We can simplify these values.

# list plan categories
awesome <- c('awesome', 'pro-monthly', 'pro-annual')
individual <- c(NULL, 'individual', '')

# set plan_before_trial as character type
trials$plan_before_trial <- as.character(trials$plan_before_trial)

# assign new values to plan_before_trial
trials <- trials %>%
  mutate(previous_plan = ifelse(plan_before_trial %in% awesome, 'awesome',
                                     ifelse(plan_before_trial %in% individual, 'individual', 'business')))

# set plans as factors
trials$previous_plan <- as.factor(trials$previous_plan)

# remove unneeded column
trials$plan_before_trial <- NULL

Cool! We’re just about ready to go. Let’s create a new variable days_to_trial that counts the number of days that elapsed between the users joining Buffer and starting a trial.

# create days_to_trial column
trials <- trials %>%
  mutate(days_to_trial = as.numeric(trial_start - join_date))

Alright! We are ready for some exploratory analysis! Let’s first save our dataset here. :)

Exploratory data analysis

We have several features to analyze in this dataset. It might be useful to visualize how they are related to one another, if at all. But first, let’s just take a look and see how many of our 28K trials converted.

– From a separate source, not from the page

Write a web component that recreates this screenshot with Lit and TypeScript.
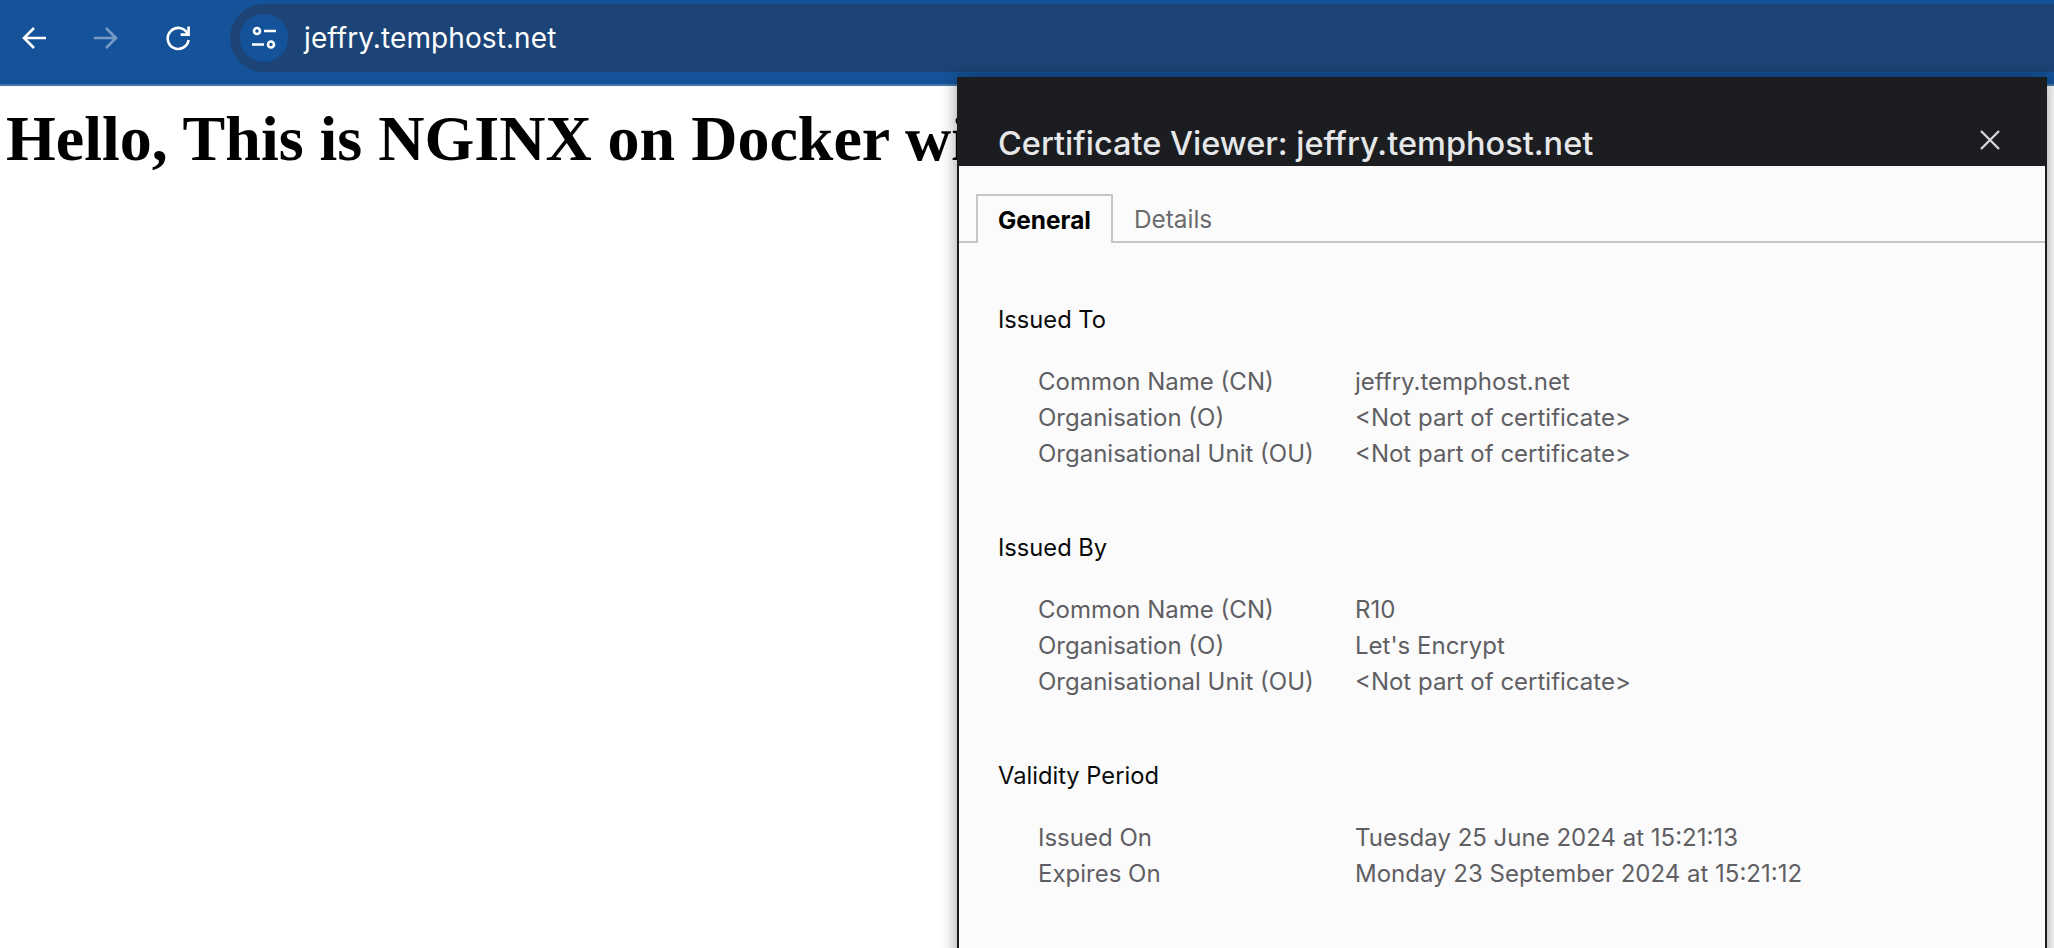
import { LitElement, html, css } from "lit";
import { customElement } from "lit/decorators.js";

interface Section { title: string; rows: [string, string][]; }

const NP = "<Not part of certificate>";
const SECTIONS: Section[] = [
  { title: "Issued To", rows: [["Common Name (CN)", "jeffry.temphost.net"], ["Organisation (O)", NP], ["Organisational Unit (OU)", NP]] },
  { title: "Issued By", rows: [["Common Name (CN)", "R10"], ["Organisation (O)", "Let's Encrypt"], ["Organisational Unit (OU)", NP]] },
  { title: "Validity Period", rows: [["Issued On", "Tuesday 25 June 2024 at 15:21:13"], ["Expires On", "Monday 23 September 2024 at 15:21:12"]] },
];

@customElement("app-root")
export class AppRoot extends LitElement {
  static styles = css`
    :host { display: block; position: relative; width: 100%; height: 100vh; overflow: hidden; background: #fff; }
    .toolbar { display: flex; align-items: flex-start; background: #14539a; border-bottom: 2px solid #3f78a8; padding-top: 4px; height: 80px; }
    .nav { width: 68px; height: 68px; margin-right: 4px; display: flex; align-items: center; justify-content: center; flex: none; color: #fff; }
    .nav.off { opacity: .42; }
    .omni { flex: 1; margin-left: 14px; height: 68px; background: #1c4476; border-radius: 34px 0 0 34px; display: flex; align-items: center; padding-left: 10px; }
    .site { width: 48px; height: 48px; border-radius: 50%; background: #14539a; display: flex; align-items: center; justify-content: center; color: #fff; flex: none; }
    .url { margin-left: 16px; color: #fff; font: 400 28px/1 Inter, "Liberation Sans", sans-serif; letter-spacing: .1px; }
    h1 { margin: 0; padding: 17px 0 0 6px; font: 700 64px/72px "Liberation Serif", serif; color: #000; white-space: nowrap; }
    .dialog { position: absolute; left: 957px; top: 77px; width: 1090px; bottom: -20px; box-sizing: border-box; border: 2px solid #1b1d20; border-top: 0; background: #fbfbfc; box-shadow: 0 0 16px rgba(0,0,0,.4); font-family: Inter, "Liberation Sans", sans-serif; }
    .head { height: 89px; background: #1b1d20; display: flex; align-items: flex-end; justify-content: space-between; padding: 0 45px 0 39px; }
    .title { color: #e6e7e9; font-size: 32.5px; font-weight: 500; line-height: 42px; margin-bottom: 1px; white-space: nowrap; }
    .close { color: #d4d5d7; margin-bottom: 16px; display: flex; }
    .tabs { display: flex; margin-top: 28px; padding-left: 17px; height: 47px; border-bottom: 2px solid #c6c6c6; }
    .tab { height: 47px; box-sizing: border-box; padding: 2px 22px 0 21px; display: flex; align-items: center; font-size: 24.4px; color: #6b6b6e; }
    .tab.on { border: 2px solid #c6c6c6; border-bottom: 0; background: #fbfbfc; color: #000; font-weight: 700; height: 49px; padding: 0 20px; }
    .body { padding: 59px 0 0 39px; display: flex; flex-direction: column; gap: 58px; }
    .sec-title { font-size: 23.7px; line-height: 36px; color: #0a0a0a; margin-bottom: 26px; }
    .row { display: grid; grid-template-columns: 317px auto; padding-left: 40px; font-size: 24px; line-height: 36px; color: #5f5f63; white-space: nowrap; }
  `;

  render() {
    return html`
      <div class="toolbar">
        <div class="nav"><svg width="26" height="26" viewBox="0 0 26 26" fill="none" stroke="currentColor" stroke-width="2.6"><path d="M25 13H3M13 3 3 13l10 10"/></svg></div>
        <div class="nav off"><svg width="26" height="26" viewBox="0 0 26 26" fill="none" stroke="currentColor" stroke-width="2.6"><path d="M1 13h22M13 3l10 10-10 10"/></svg></div>
        <div class="nav"><svg width="26" height="26" viewBox="0 0 26 26" fill="none" stroke="currentColor" stroke-width="2.6"><path d="M22.5 8.5A10.5 10.5 0 1 0 23.6 15"/><path d="M23.6 1.6v8h-8"/></svg></div>
        <div class="omni">
          <div class="site"><svg width="26" height="24" viewBox="0 0 26 24" fill="none" stroke="currentColor" stroke-width="2.6"><circle cx="6" cy="5" r="3"/><circle cx="20" cy="18.5" r="3"/><path d="M13 5h12M1 18.5h12"/></svg></div>
          <span class="url">jeffry.temphost.net</span>
        </div>
      </div>
      <h1>Hello, This is NGINX on Docker with</h1>
      <div class="dialog">
        <div class="head">
          <span class="title">Certificate Viewer: jeffry.temphost.net</span>
          <span class="close"><svg width="20" height="20" viewBox="0 0 20 20" fill="none" stroke="currentColor" stroke-width="2.4"><path d="M1 1l18 18M19 1 1 19"/></svg></span>
        </div>
        <div class="tabs">
          <div class="tab on"><span>General</span></div>
          <div class="tab">Details</div>
        </div>
        <div class="body">
          ${SECTIONS.map(s => html`
            <section>
              <div class="sec-title">${s.title}</div>
              ${s.rows.map(r => html`<div class="row"><span>${r[0]}</span><span>${r[1]}</span></div>`)}
            </section>`)}
        </div>
      </div>
    `;
  }
}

# see how many trials converted
trials %>%
  group_by(converted) %>%
  summarise(users = n_distinct(user_id)) %>%
  mutate(percent = users / sum(users))
## # A tibble: 2 x 3
##   converted users   percent
##      <fctr> <int>     <dbl>
## 1        No 21624 0.8927421
## 2       Yes  2598 0.1072579

Alright, around 10% of trials converted. That’s more than I thought! Now let’s plot our features and see how they are related.

# define features
features <- trials %>%
  select(team_members, updates, profiles, days_active, days_to_trial, previous_plan)

# plot the relationship
plot(features)

It’s difficult to glean much from this visualization. Let’s zoom in on a couple features that I suspect might be related. First, let’s see if profiles and updates might be related. We’ll take the log of updates to scale it down a bit.

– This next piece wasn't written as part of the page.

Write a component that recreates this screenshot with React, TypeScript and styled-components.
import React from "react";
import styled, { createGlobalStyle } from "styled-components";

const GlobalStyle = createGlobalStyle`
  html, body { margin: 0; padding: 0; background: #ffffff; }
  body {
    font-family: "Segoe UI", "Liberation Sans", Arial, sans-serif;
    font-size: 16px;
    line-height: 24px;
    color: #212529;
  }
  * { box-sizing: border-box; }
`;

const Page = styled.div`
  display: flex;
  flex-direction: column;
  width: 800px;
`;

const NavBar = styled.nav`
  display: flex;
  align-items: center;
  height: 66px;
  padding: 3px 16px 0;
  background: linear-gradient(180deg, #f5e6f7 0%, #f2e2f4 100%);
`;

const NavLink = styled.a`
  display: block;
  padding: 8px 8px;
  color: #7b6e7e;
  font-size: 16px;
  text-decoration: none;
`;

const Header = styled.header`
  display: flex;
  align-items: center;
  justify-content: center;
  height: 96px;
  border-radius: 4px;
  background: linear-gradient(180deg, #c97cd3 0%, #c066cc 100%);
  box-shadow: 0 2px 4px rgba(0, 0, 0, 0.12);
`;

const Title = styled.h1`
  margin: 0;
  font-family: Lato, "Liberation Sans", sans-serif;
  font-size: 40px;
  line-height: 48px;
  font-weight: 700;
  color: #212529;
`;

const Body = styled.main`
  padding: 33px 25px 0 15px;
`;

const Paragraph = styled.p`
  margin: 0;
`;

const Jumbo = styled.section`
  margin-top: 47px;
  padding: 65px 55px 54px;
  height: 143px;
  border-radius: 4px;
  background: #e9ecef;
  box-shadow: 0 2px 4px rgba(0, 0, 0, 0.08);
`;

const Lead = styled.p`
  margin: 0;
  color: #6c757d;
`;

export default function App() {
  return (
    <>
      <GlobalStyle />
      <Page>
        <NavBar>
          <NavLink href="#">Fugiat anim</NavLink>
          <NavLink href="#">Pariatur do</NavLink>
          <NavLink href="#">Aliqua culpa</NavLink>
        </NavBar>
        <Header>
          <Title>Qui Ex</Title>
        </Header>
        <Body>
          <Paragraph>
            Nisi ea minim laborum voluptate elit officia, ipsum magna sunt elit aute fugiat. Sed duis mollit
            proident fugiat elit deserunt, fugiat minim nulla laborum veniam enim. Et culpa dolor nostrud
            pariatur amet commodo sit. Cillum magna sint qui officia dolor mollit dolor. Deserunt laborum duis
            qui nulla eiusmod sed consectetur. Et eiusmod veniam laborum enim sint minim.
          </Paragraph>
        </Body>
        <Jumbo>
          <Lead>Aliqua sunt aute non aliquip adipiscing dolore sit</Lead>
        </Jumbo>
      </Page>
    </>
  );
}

# plot profiles and updates
trials %>%
  filter(profiles <= 50) %>%
  ggplot(aes(x = profiles, y = log(updates))) +
  geom_point(position = 'jitter', alpha = 0.2) +
  stat_smooth(method = 'loess')

We can see that there is indeed a positive relationship that is stronger at lower profile counts. Let’s look at the relationship between updates and team_members now.

library(ggridges)

# plot team members and updates
ggplot(filter(trials, team_members <= 5), aes(x = log(updates), y = as.factor(team_members))) +
  geom_density_ridges(rel_min_height = 0.01, scale = 2) +
  theme_ridges() +
  labs(x = "Log Updates", y = "Team Members")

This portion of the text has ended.